The third issue of New Verse Review has just been published, and I take it all back: poetry is not dead. The journal is crowded with work by good poets familiar – Jane Greer, Jared Carter, Ernest Hilbert, Amit Majmudar, Alfred Nicol – and previously unknown, like Daniel Patrick Sheehan. Good to see two Aaron Poochigian poems, including “Not Atoms”:
“When, strolling through
the Village, I discover
“one lonesome shoe, a jeweled but dogless collar,
the crushed rose of a hitman or a lover,
barf like an offering, a half-burnt dollar,
'Scream' masks holding traffic-light-top vigil,
“I love the universe
because it’s made of stories.”
I’m reminded of another "list" or catalog poem, a sonnet by Jorge Luis Borges, “Things,” (Selected Poems, 2000) translated by Stephen Kessler:
“My cane, my pocket
change, this ring of keys,
The obedient lock, the
belated notes
The few days left to me
will not find time
To read, the deck of
cards, the tabletop,
A book and crushed in its
pages the withered
Violet, monument to an
afternoon
Undoubtedly unforgettable,
now forgotten,
The mirror in the west
where a red sunrise
Blazes its illusion.
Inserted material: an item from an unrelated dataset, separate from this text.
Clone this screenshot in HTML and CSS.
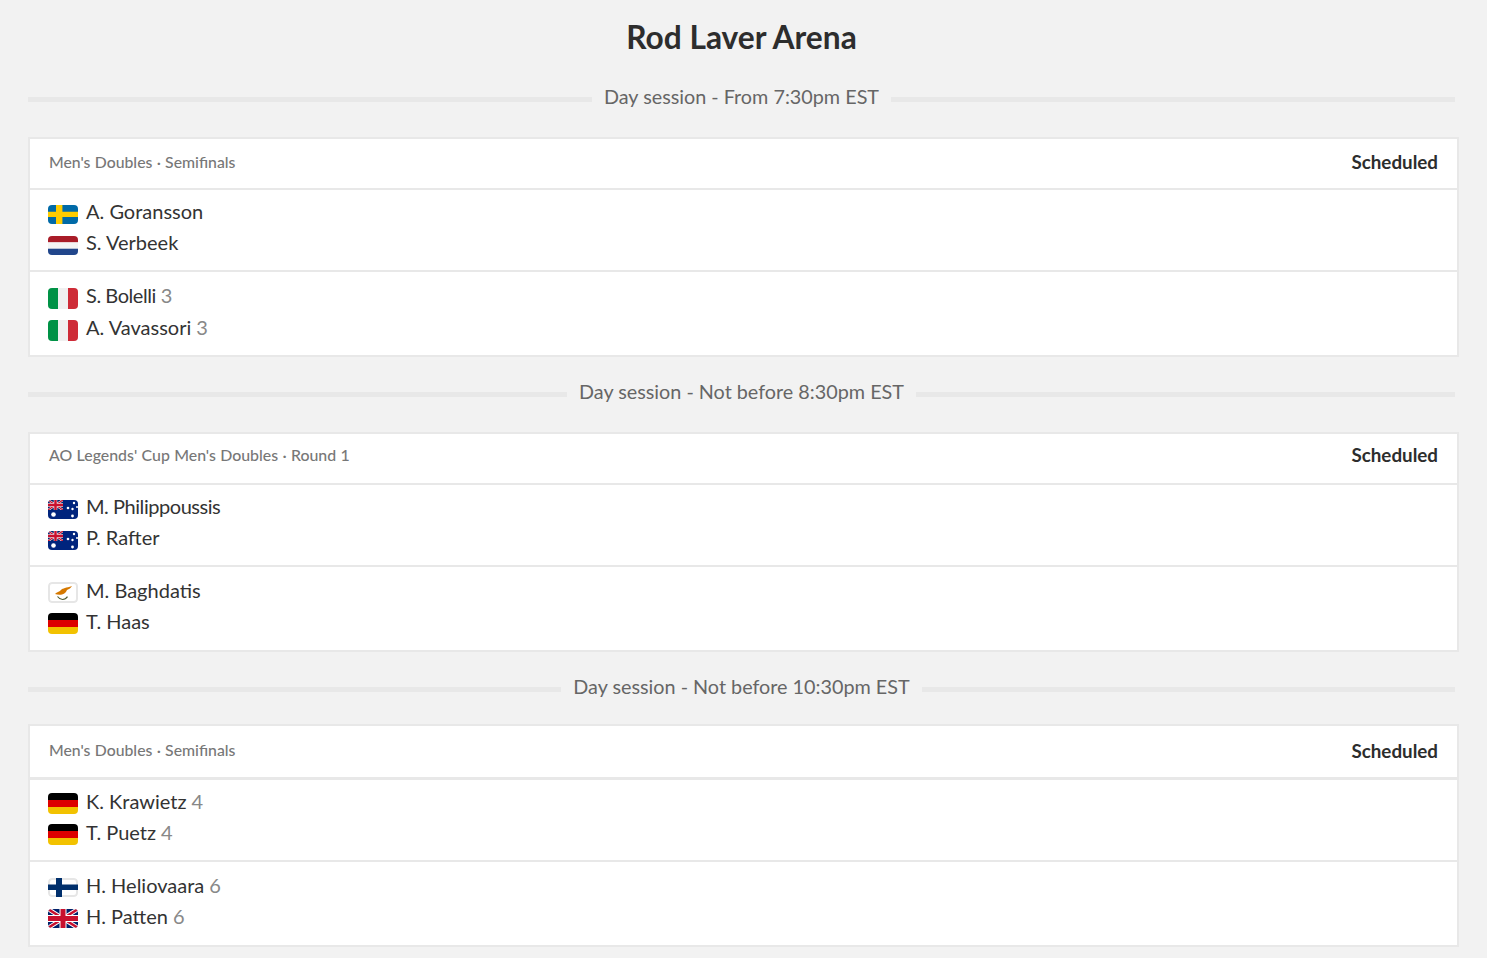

How
many things,
Files, doorsills, atlases,
wine glasses, nails,
Serve us like slaves who
never say a word,
Blind and so mysteriously
reserved.
They will endure beyond
our vanishing;
And they will never know
that we have gone.”
Poochigian and Borges
remind us of the world’s bounty, including good poems. The founding editor of New
Verse Review, Steve Knepper, keeps all three issues available and free.